• **GOAL**
Find the number of lines in these records where the word "screenshot" appears. Reply with that number and nothing more.

• **TASK INPUTS**
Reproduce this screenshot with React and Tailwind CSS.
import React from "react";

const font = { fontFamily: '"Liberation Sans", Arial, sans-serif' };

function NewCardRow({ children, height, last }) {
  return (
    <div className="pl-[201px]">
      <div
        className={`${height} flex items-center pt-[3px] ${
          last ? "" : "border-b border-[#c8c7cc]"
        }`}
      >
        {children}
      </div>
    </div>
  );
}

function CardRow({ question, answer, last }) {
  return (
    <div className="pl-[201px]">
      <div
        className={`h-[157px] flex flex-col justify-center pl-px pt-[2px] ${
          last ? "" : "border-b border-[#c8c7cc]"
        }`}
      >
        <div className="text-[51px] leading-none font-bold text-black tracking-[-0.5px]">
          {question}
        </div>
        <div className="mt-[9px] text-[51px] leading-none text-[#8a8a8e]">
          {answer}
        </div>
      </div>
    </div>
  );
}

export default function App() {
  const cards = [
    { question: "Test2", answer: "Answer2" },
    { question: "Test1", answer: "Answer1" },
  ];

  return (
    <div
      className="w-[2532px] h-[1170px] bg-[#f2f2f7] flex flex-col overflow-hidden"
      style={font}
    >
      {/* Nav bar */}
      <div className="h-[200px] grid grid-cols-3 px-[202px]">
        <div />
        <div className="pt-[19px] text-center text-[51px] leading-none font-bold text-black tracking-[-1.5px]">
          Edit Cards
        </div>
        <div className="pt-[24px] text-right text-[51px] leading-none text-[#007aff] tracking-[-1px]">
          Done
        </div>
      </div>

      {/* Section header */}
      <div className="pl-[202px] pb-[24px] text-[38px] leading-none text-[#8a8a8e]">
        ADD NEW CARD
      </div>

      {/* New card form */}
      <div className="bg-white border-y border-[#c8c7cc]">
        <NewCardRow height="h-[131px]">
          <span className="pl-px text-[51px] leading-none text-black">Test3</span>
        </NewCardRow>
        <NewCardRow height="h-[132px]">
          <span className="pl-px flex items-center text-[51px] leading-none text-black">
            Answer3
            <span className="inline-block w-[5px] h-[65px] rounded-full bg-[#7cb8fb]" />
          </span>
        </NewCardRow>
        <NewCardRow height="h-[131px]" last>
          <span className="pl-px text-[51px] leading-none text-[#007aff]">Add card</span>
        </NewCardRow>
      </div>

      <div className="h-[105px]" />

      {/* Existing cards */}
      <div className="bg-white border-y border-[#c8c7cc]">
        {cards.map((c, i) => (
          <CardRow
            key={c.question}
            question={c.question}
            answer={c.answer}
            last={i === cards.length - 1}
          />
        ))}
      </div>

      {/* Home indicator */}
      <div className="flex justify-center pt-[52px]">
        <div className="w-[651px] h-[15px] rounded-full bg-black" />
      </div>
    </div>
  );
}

--

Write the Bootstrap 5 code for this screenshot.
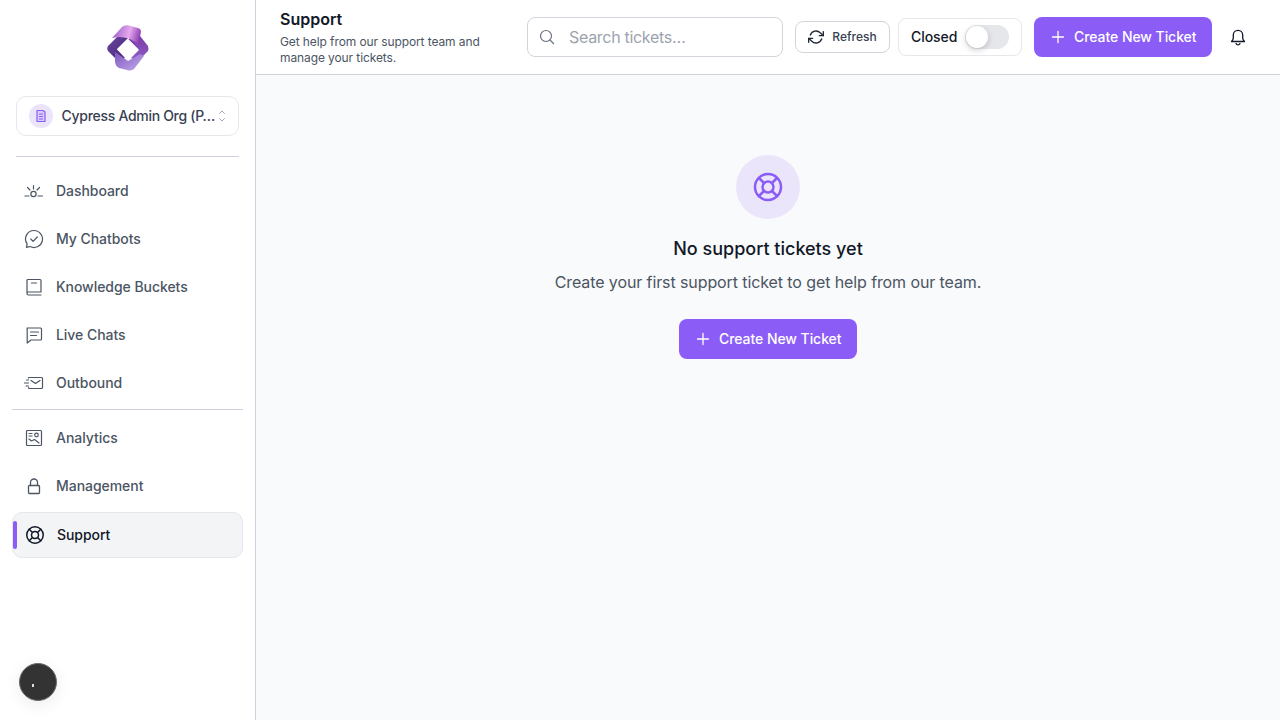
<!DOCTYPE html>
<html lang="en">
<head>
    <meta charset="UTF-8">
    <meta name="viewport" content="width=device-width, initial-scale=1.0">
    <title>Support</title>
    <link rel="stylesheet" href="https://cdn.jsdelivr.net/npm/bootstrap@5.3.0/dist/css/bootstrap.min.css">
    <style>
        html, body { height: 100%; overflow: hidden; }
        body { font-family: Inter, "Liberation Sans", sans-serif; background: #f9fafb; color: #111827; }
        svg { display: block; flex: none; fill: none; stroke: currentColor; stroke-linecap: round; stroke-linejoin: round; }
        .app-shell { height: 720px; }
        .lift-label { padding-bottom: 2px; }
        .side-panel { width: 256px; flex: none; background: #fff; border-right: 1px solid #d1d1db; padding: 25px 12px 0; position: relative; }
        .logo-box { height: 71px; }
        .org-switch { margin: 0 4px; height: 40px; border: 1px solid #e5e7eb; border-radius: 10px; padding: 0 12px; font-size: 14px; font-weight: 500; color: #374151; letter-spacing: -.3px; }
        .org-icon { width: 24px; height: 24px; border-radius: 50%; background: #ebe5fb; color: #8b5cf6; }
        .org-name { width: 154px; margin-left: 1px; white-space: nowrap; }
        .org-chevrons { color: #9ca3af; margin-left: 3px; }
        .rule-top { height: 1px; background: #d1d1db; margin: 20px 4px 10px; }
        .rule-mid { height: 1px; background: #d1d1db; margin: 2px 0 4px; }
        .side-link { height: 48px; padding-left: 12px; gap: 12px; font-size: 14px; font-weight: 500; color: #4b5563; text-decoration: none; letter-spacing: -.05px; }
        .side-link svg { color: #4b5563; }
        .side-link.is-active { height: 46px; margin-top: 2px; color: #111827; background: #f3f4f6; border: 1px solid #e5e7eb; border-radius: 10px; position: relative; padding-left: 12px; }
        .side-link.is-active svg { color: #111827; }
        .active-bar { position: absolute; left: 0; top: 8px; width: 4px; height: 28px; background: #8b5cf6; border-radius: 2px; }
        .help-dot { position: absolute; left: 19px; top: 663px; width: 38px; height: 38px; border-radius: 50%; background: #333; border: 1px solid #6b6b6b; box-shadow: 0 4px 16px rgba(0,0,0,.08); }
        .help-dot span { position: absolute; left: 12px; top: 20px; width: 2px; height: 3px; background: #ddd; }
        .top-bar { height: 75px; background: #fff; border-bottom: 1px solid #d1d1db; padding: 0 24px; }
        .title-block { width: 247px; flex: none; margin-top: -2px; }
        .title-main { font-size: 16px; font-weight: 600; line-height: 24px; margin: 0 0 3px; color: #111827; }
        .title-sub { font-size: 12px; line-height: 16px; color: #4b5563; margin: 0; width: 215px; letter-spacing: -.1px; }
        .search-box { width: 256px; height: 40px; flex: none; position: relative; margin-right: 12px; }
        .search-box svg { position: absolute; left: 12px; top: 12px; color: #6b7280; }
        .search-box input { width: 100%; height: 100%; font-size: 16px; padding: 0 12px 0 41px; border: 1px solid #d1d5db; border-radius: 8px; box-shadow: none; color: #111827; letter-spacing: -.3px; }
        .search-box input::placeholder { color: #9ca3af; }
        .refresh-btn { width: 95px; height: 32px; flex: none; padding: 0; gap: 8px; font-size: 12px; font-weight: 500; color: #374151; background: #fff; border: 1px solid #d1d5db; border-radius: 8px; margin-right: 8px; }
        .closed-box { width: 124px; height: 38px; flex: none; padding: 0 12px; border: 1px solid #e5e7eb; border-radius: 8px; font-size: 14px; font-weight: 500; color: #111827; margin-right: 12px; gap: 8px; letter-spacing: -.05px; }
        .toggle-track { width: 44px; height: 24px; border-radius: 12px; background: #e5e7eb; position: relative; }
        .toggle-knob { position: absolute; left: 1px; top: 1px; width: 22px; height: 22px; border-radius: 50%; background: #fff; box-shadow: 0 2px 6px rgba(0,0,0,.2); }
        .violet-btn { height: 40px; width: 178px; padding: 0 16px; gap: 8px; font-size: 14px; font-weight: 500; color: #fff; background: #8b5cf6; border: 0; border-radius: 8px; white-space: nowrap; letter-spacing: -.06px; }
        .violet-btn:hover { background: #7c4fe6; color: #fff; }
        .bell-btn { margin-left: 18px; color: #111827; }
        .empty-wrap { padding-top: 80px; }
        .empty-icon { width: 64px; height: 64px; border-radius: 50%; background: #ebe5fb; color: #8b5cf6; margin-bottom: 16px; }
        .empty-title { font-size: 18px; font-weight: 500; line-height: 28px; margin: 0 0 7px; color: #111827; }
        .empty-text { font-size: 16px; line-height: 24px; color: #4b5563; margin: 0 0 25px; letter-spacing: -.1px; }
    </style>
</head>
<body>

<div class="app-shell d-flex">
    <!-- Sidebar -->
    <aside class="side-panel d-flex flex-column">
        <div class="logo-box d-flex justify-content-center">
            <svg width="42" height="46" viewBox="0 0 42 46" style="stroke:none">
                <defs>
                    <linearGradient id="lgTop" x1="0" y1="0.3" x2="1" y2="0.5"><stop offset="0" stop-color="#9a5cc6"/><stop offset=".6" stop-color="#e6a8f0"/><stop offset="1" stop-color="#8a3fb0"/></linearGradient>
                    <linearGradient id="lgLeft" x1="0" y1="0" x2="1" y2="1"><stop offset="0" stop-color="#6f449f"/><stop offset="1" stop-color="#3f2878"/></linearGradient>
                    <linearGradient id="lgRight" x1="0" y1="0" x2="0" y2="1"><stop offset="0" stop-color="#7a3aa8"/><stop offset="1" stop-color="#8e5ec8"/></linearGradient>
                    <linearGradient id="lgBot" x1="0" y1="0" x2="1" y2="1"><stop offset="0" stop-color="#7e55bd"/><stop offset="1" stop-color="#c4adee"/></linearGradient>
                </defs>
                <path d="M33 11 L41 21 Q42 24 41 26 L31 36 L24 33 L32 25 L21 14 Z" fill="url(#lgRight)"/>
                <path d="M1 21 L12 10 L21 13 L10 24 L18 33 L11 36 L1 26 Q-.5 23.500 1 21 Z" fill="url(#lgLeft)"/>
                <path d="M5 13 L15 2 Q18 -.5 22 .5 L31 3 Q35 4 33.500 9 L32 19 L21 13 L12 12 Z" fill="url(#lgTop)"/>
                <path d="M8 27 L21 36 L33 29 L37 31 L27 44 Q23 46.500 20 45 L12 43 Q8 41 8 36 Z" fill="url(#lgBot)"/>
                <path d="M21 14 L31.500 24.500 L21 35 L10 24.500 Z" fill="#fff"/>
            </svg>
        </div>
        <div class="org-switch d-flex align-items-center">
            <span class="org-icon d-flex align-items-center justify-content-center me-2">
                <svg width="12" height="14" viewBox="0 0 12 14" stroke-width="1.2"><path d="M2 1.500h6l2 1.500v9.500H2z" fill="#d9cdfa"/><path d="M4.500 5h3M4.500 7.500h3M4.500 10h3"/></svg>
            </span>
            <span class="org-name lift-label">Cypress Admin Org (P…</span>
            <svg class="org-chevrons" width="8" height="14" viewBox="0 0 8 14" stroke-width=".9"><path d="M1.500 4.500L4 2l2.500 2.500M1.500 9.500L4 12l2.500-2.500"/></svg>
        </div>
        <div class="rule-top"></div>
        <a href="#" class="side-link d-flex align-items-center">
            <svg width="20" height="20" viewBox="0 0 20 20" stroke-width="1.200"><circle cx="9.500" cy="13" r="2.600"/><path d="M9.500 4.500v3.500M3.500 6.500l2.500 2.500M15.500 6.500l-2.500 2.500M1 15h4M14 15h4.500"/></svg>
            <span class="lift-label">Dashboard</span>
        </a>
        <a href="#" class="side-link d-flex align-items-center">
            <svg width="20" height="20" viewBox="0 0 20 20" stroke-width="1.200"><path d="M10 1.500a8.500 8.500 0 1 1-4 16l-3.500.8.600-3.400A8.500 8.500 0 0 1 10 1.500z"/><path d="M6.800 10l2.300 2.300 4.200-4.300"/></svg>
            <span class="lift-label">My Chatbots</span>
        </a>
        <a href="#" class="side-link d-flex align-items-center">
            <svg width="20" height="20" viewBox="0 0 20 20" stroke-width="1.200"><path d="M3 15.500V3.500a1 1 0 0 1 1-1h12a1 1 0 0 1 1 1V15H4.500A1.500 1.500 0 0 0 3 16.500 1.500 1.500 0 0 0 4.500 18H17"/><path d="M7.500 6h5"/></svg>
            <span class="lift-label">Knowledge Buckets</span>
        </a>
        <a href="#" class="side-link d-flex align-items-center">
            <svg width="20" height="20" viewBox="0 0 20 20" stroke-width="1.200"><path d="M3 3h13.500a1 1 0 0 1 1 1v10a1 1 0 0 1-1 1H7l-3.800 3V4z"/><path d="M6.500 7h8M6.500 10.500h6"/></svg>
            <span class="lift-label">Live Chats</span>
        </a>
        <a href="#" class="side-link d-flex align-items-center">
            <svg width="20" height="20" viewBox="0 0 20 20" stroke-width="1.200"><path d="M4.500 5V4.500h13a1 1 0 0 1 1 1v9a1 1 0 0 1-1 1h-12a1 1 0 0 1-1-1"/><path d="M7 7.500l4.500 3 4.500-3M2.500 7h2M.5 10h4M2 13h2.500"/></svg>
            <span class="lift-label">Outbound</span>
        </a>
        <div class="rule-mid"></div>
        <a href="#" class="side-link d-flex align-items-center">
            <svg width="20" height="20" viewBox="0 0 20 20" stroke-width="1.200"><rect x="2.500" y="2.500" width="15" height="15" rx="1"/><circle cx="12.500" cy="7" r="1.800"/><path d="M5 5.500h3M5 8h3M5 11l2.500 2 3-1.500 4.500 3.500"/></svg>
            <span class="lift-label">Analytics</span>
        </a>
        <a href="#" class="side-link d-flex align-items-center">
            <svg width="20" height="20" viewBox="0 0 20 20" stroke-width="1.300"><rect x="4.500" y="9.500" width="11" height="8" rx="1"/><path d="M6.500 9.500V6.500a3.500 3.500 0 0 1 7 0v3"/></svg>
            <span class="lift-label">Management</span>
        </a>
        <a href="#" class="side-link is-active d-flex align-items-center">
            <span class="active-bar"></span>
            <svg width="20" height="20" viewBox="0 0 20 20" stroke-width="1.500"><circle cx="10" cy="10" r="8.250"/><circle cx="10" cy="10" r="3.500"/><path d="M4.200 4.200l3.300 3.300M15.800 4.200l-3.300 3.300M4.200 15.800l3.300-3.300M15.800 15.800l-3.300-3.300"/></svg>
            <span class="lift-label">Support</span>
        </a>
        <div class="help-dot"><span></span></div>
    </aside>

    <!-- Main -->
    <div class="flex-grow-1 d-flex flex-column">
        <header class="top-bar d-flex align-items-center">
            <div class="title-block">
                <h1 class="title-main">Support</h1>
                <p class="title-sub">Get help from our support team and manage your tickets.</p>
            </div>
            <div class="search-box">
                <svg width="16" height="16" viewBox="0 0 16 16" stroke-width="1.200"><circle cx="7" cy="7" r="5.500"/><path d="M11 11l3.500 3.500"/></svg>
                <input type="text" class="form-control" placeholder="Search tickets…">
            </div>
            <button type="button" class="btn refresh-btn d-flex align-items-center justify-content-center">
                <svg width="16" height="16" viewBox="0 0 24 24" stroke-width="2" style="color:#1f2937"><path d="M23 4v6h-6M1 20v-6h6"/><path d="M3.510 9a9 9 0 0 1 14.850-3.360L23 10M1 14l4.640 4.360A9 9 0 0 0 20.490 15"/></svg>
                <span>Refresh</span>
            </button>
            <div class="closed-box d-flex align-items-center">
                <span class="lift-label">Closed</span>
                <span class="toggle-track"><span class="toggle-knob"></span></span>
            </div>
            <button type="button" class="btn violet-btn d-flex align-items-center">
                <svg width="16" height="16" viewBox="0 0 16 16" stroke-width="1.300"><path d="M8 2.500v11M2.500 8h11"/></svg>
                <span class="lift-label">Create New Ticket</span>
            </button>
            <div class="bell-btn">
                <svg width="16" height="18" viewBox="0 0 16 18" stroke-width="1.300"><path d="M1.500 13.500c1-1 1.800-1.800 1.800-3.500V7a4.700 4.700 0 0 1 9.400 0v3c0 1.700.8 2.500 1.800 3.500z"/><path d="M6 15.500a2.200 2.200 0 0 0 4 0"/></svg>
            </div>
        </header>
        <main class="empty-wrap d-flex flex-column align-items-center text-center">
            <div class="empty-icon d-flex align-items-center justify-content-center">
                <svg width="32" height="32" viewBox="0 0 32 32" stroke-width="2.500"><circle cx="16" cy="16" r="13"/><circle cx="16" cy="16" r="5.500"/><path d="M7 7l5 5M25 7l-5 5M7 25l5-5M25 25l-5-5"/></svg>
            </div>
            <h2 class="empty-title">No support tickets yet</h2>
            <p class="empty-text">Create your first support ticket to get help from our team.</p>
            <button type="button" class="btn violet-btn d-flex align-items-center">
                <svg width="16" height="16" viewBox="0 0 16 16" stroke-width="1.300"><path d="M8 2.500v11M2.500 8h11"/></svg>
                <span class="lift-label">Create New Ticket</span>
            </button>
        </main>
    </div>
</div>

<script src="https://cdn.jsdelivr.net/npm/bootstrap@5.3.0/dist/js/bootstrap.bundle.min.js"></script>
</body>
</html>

• **RIGHT ANSWER**
2